All Thursday, trucks pulled up to the temple's old wooden entrance and soldiers unloaded the latest remains recovered from a valley on the edge of town, where a farming village called Kita-Kamikoba disappeared on Monday. So intense was the heat and the eruption that many of the victims _ there are 37 confirmed dead _ are being identified only by the shoes they were wearing.
For the 45,000 people who live here, about 40 miles from Nagasaki, the gray volcanic ash sifting under their doorways is not only a reminder of Shimabara's history, but, many fear, its destiny.
Already, 5,000 people living in the direct path of the lava have moved into the center of town, camping out on mats in local elementary schools. Every day the evacuation area expands, bit by bit.
Experts say that the mountain has spewed only a tenth of the lava that it did 199 years ago. No one thinks this eruption is over.
With little conviction, officials say they trust that a smaller mountain between the volcano and the town will shield it from calamity. No one is willing to discuss the possibility that Shimabara may have to be abandoned for months.
"Everything in the valley was destroyed," said Akitami Kojima, a city employee who is staying at a community center with his family. "Now, there is nothing we can do, except wait to go back."
Kojima's family has lived by Mt. Unzen for generations, and he says he has no intention of moving away. That requires little explanation to Japanese.
Shimabara is in many ways a model town, with quiet tea plantations and tobacco farms that feed Japanese fantasies about simpler days, when young people did not leave for cities jammed with fiber-optics and French restaurants. The threat of disaster completes the drama, because it reinforces a deep national insecurity.
No matter how economically powerful Japan seems from the outside, it is taken as accepted wisdom here, especially among older Japanese, that the country is a fragile island, subject to natural and man-made destruction.
The hot spring resorts here that lured tourists until Mt. Unzen began oozing lava six months ago were used in the 1630s to boil Christians. That contributed to the Shimabara Uprising in 1637, when peasants, tired of persecution, famine, poverty, and high taxes, tried to overthrow the feudal lords who controlled the area.
The lords massacred 37,000 insurgents and closed the country to foreigners for two centuries.

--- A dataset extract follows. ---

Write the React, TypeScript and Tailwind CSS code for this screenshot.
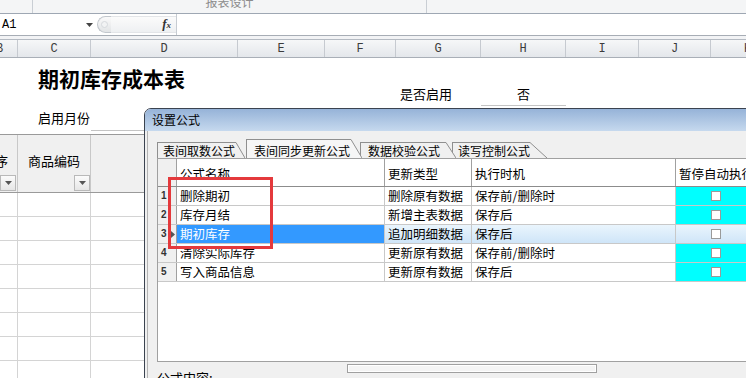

Then came the 1792 eruption.
Like the most recent disaster, it began more as an amusement than a threat. "It bubbled up slowly, and people went up the mountain to drink sake and watch the lava flow," said Kazuya Ohta, a professor of Kyushu University who has spent the past quarter of a century studying Mt. Unzen as the director of the Shimabara Earthquake and Volcano Observatory.
The parties ended abruptly when earthquakes shattered a second, smaller volcano, the same one that the city hopes will divert Mt. Unzen's lava. If anyone survived the landslide, they were wiped out by the ensuing tidal wave.
"It could happen again that way," said Ohta. "Even if you live in Shimabara, it is easy to forget how powerful a volcano can be."